Creative Assembly suffered a major, public failure with Rome 2 - while Attila may not have been financially successful (I don't know whether this is actually the case, and development of DLC appears to be ongoing) it was much better-received, and Alien Isolation was highly commended (no idea whether it's actually any good, since I don't like those kinds of game).
By the metrics developers and their publishers care about, CA's in fairly good shape and Rome 2's relaunch as 'Emperor Edition' was widely considered a success, and Relic only suffered with CoH 2 from overblown complaints about its campaign (which suffered more from being mediocre gameplay-wise and with a Hollywood-ised storyline than the elements the Russians got worked up about); there's no reason for Sega to drop its newfound status as a strategy game developer.

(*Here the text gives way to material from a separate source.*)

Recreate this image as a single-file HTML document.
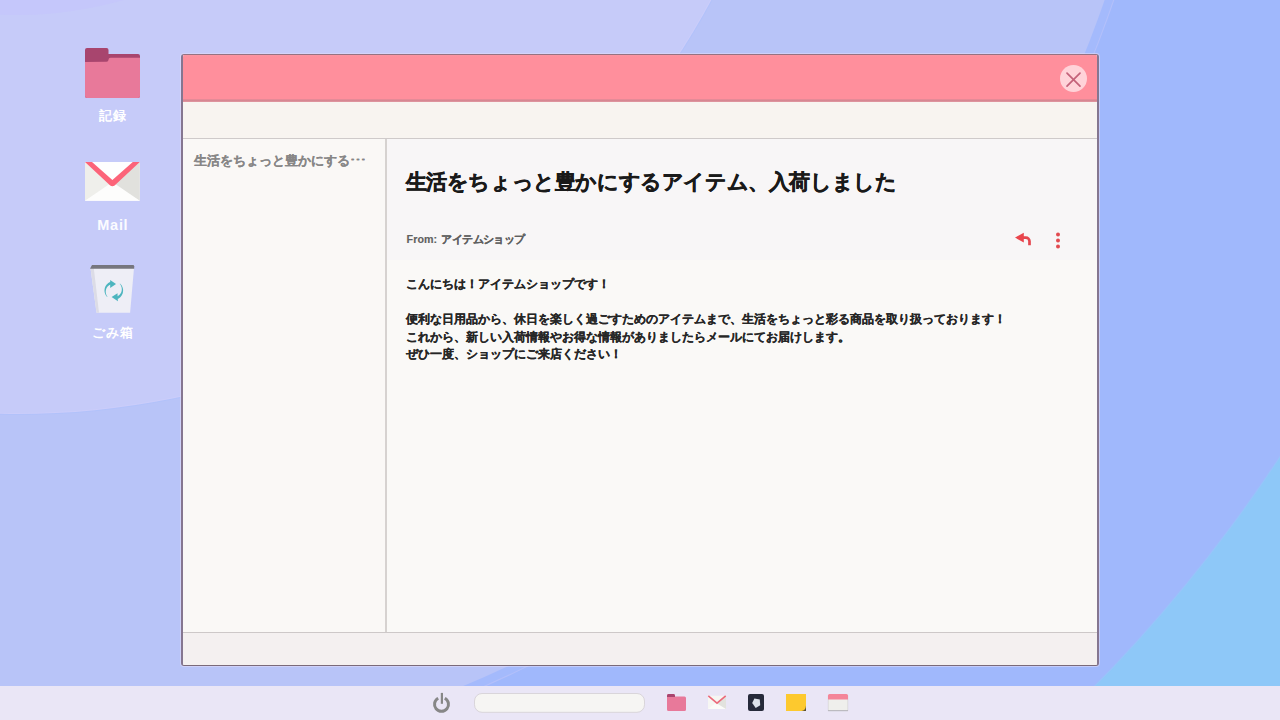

Based on Steam figures for most-played games a year or so back, Rome 2 was somewhat more heavily-played than Shogun 2 at the time. There's not going to be a Total War Medieval III under that name, as CA has ruled out making a "III" title for the foreseeable future, but Total War: Warhammer will certainly trade heavily on its brand name, and on the fact that it's the only one of the licences GW is desperately selling off to the lowest bidder in an effort to stay afloat as miniatures sales stall that promises to capture the basic gameplay of a major GW title.
Sega always had a lot of sources of income; if that was the basis for its decision-making it wouldn't have bought a strategy game developer in the first place, let alone two. Sega's only a publisher - as long as the developers under its umbrella turn a profit, it will keep them. Sega execs know as well as anyone else that the only strategy game developer that can compete with FPS games and their ilk for profitability is Firaxis: Civilization V was among the 5-10 most-played games on Steam for at least four years following its release, and X-COM was the only strategy game to make a serious commercial showing on consoles (though was more successful on PC) since another Firaxis title, the original Civilization Revolutions. Even so, Total War games consistently do very well judged by numbers of players on Steam.